The benefit will be that you are warmer of a winter's night, not that you'll have a great deal more money in your pocket each week, but the hope is that you will also save some money from the energy efficiency. And, collectively, we all benefit from less carbon emmissions - which is a good thing.
Green Deal surveys
In order to qualify for the new Green Deal scheme you will need a survey done of your home or business, and you will need 3 seperate quotes for the proposed energy efficieny work to be done. Those quotes will need to be sent to the seller of the Green Deal, who is not the person doing the building work - they are seperate.
A Green Deal advisor is qualified and accredited to carry out the work, and may work for a Green Deal Supplier such as an energy company. That advisor will inspect your property and make an assessent, giving you a written assessment, and they will highlight your various options under the Green Deal.
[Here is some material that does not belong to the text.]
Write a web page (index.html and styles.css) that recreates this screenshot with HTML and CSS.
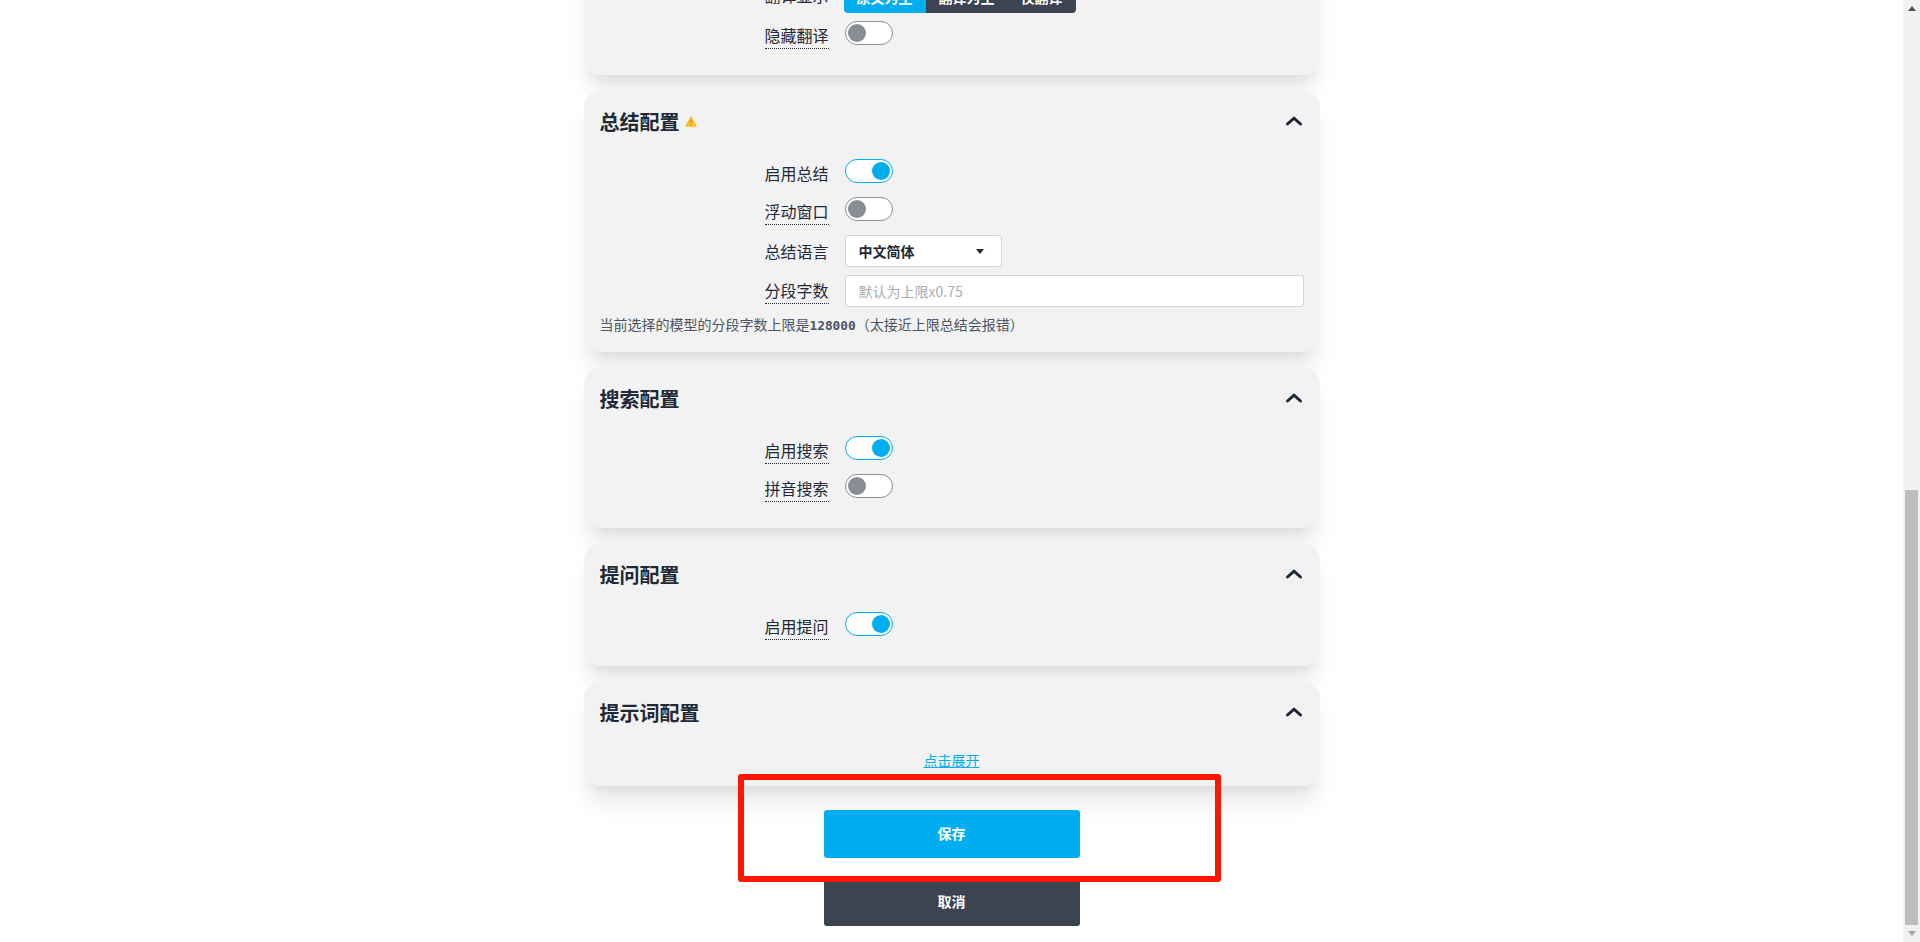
FILE: index.html
```html
<!DOCTYPE html>
<html lang="zh-CN">
<head>
<meta charset="utf-8">
<title>设置</title>
<link rel="stylesheet" href="styles.css">
</head>
<body>
<div class="app">
  <main class="page">
    <div class="container">
      <section class="card card-first">
        <div class="card-head"><h2 class="card-title">翻译配置</h2><svg class="chevron" viewBox="0 0 16 10"><path d="M1.500 8 8 2.200 14.500 8"/></svg></div>
        <div class="card-body">
          <div class="row"><span class="label plain">翻译显示</span>
            <div class="btn-group"><button class="seg seg-on">原文为主</button><button class="seg">翻译为主</button><button class="seg">仅翻译</button></div>
          </div>
          <div class="row"><span class="label tip">隐藏翻译</span><span class="toggle"><span class="knob"></span></span></div>
        </div>
      </section>

      <section class="card">
        <div class="card-head"><h2 class="card-title">总结配置<svg class="warn" viewBox="0 0 12 11"><path class="warn-bg" d="M6 0.800 11.400 10.200H0.600Z"/><path class="warn-mark" d="M6 3.800v3.200M6 8v1.200"/></svg></h2><svg class="chevron" viewBox="0 0 16 10"><path d="M1.500 8 8 2.200 14.500 8"/></svg></div>
        <div class="card-body">
          <div class="row"><span class="label plain">启用总结</span><span class="toggle on"><span class="knob"></span></span></div>
          <div class="row"><span class="label tip">浮动窗口</span><span class="toggle"><span class="knob"></span></span></div>
          <div class="row"><span class="label plain field-label">总结语言</span>
            <div class="select"><span>中文简体</span><svg class="caret" viewBox="0 0 8 5"><path d="M0 0h8L4 5Z"/></svg></div>
          </div>
          <div class="row"><span class="label tip field-label">分段字数</span><input class="input" type="text" placeholder="默认为上限x0.75"></div>
          <p class="help">当前选择的模型的分段字数上限是<code class="mono">128000</code>（太接近上限总结会报错）</p>
        </div>
      </section>

      <section class="card">
        <div class="card-head"><h2 class="card-title">搜索配置</h2><svg class="chevron" viewBox="0 0 16 10"><path d="M1.500 8 8 2.200 14.500 8"/></svg></div>
        <div class="card-body">
          <div class="row"><span class="label tip">启用搜索</span><span class="toggle on"><span class="knob"></span></span></div>
          <div class="row"><span class="label tip">拼音搜索</span><span class="toggle"><span class="knob"></span></span></div>
        </div>
      </section>

      <section class="card">
        <div class="card-head"><h2 class="card-title">提问配置</h2><svg class="chevron" viewBox="0 0 16 10"><path d="M1.500 8 8 2.200 14.500 8"/></svg></div>
        <div class="card-body">
          <div class="row"><span class="label tip">启用提问</span><span class="toggle on"><span class="knob"></span></span></div>
        </div>
      </section>

      <section class="card">
        <div class="card-head"><h2 class="card-title">提示词配置</h2><svg class="chevron" viewBox="0 0 16 10"><path d="M1.500 8 8 2.200 14.500 8"/></svg></div>
        <div class="card-body expand"><a class="link" href="#">点击展开</a></div>
      </section>

      <div class="actions">
        <button class="btn btn-primary">保存</button>
        <button class="btn btn-neutral">取消</button>
      </div>
    </div>
    <div class="annotation"></div>
  </main>
  <aside class="scrollbar">
    <div class="sb-btn"><svg class="sb-arrow up" viewBox="0 0 8 5"><path d="M4 0l4 5H0Z"/></svg></div>
    <div class="sb-space"></div>
    <div class="sb-thumb"></div>
    <div class="sb-btn"><svg class="sb-arrow down" viewBox="0 0 8 5"><path d="M0 0h8L4 5Z"/></svg></div>
  </aside>
</div>
</body>
</html>
```

FILE: styles.css
```css
* { box-sizing: border-box; }
html, body { margin: 0; height: 100%; overflow: hidden; background: #fff; }
body {
  font-family: "Noto Sans CJK SC", "Noto Sans", sans-serif;
  font-size: 16px;
  line-height: 24px;
  color: #1f2937;
}
.app { display: flex; height: 942px; }
.page { position: relative; flex: 1; min-width: 0; overflow: hidden; }
.container { width: 736px; margin: 0 auto; display: flex; flex-direction: column; gap: 16px; }

.card { background: #f2f2f2; border-radius: 16px; box-shadow: 0 20px 25px -5px rgba(0,0,0,.1), 0 10px 10px -5px rgba(0,0,0,.04); }
.card-first { margin-top: -87px; }
.card-head { height: 60px; padding: 0 16px; display: flex; align-items: center; justify-content: space-between; }
.card-title { margin: 0; padding-top: 2px; font-size: 20px; line-height: 28px; font-weight: 700; color: #1f2937; display: flex; align-items: center; }
.chevron { width: 16px; height: 10px; margin-right: 2px; fill: none; stroke: #1a2538; stroke-width: 3; stroke-linecap: round; overflow: visible; }
.warn { width: 12px; height: 11px; margin: -2px 0 0 5px; }
.warn-bg { fill: #fbbd23; stroke: #fbbd23; stroke-width: 1; stroke-linejoin: round; }
.warn-mark { fill: none; stroke: #a8801c; stroke-width: 1; }

.card-body { padding: 8px 16px 16px; }
.row { display: flex; align-items: flex-start; gap: 16px; margin-bottom: 8px; min-height: 30px; }
.label { flex: 0 0 229px; display: flex; justify-content: flex-end; margin-top: 3px; padding-bottom: 2px; font-size: 16px; line-height: 22px; color: #1f2937; position: relative; }
.field-label { margin-top: 4px; }
.plain.field-label { margin-top: 5px; }
.tip::after { content: ""; position: absolute; right: 0; bottom: -1px; width: 64px; border-bottom: 1px dotted #1f2937; }

.toggle { display: flex; width: 48px; height: 24px; padding: 2px; border: 1px solid #8a8d95; border-radius: 12px; background: #fff; }
.knob { width: 18px; height: 18px; border-radius: 50%; background: #8a8d95; }
.toggle.on { border-color: #00adef; justify-content: flex-end; }
.toggle.on .knob { background: #00adef; }

.btn-group { display: flex; height: 32px; margin-left: -1px; border-radius: 4px; overflow: hidden; }
.seg { border: 0; padding: 0 13px; height: 32px; font: 700 14px/20px "Noto Sans CJK SC", sans-serif; color: #fff; background: #3d4451; }
.seg-on { background: #00adef; }

.select { width: 157px; height: 32px; display: flex; align-items: center; justify-content: space-between; padding: 0 17px 0 13px; background: #fff; border: 1px solid #d4d4d4; border-radius: 3px; font-size: 14px; font-weight: 700; color: #1f2937; }
.caret { width: 8px; height: 5px; fill: #1f2937; }
.input { flex: 1; min-width: 0; height: 32px; padding: 0 13px; background: #fff; border: 1px solid #d4d4d4; border-radius: 3px; font: 14px/20px "Noto Sans CJK SC", sans-serif; color: #1f2937; outline: none; }
.input::placeholder { color: #a9adb5; opacity: 1; }

.help { margin: -1px 0 0; padding-bottom: 2px; font-size: 14px; line-height: 20px; color: #4b5563; }
.mono { font-family: "DejaVu Sans Mono", monospace; font-size: 12.800px; font-weight: 700; line-height: 1; }

.expand { text-align: center; }
.link { display: block; font-size: 14px; line-height: 20px; color: #00adef; text-decoration: underline; }

.actions { display: flex; flex-direction: column; align-items: center; gap: 20px; margin-top: 8px; padding-bottom: 16px; }
.btn { width: 256px; height: 48px; padding: 0 0 2px; border: 0; border-radius: 3px; font: 700 14px/20px "Noto Sans CJK SC", sans-serif; color: #fff; }
.btn-primary { background: #00adef; }
.btn-neutral { background: #3d4451; }

.annotation { position: absolute; left: 738px; top: 774px; width: 483px; height: 108px; border: 6px solid #ff1500; border-radius: 3px; }

.scrollbar { flex: 0 0 17px; display: flex; flex-direction: column; align-items: center; background: #f1f1f1; }
.sb-btn { height: 17px; width: 100%; display: flex; align-items: center; justify-content: center; }
.sb-space { flex: 1; }
.sb-thumb { width: 13px; height: 435px; background: #bdbdbd; }
.sb-arrow { width: 8px; height: 5px; }
.sb-arrow.up { fill: #505050; }
.sb-arrow.down { fill: #a3a3a3; }
```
If you have already had cavity wall insulation fitted, and your lost if insulated, there may be little left under the Green Deal that you can benefit from, except solar PV and solar thermal systems. You will need to ask your advisor for details of qualification.
Note. If you property is a modern build, and already has an energy efficieny rating then there will be little under the scheme that applies to you.
Green Deal finance
Many UK homeowners and even tenants, as well as businesses, will be able to receive energy efficieny improvements under the new scheme, all enjoying no upfront costs.
The cost of the proposed work done will be added to the properties energy bills, as well as an attachment against the property for when it is sold. It is hoped that electricity bills will not rise much after the work is done, and that the cost of the work will be spread over many years. It is hoped, by the government, that each recipient of the deal will be better off.
Typical work budgets wil be £6,500 - £10,000, so as you can imagine that will take a long time to pay off as a small amount added to an electric bill. The householder should be much warmer, but will see the energy savings paid for as part of a highter electricity bill.
Background to the new Green Deal scheme
The Energy Act 2011 includes provisions for the government's new 'Green Deal', which aims to reduce carbon emissions cost effectively by revolutionising the energy efficiency of British properties, by retrofitting older properties with cavity wall insulation, loft insulation as well solar PV or solar thermal systems.
The Green Deal financial mechanism aims to eliminate the need to pay upfront capital costs for energy efficiency measures and instead provides the opportunity for the cost of the work done to be covered by savings on the energy bill.
Note. Those savings will be negated in part by an increase in energy bills to cover the cost of the work. The Green Deal is not a freebie, you will have to pay the cost of the building work back.
A new Energy Company Obligation will operate hand in hand with the Green Deal, allowing supplier subsidy and Green Deal Finance to come together into one seamless offer to the end consumer.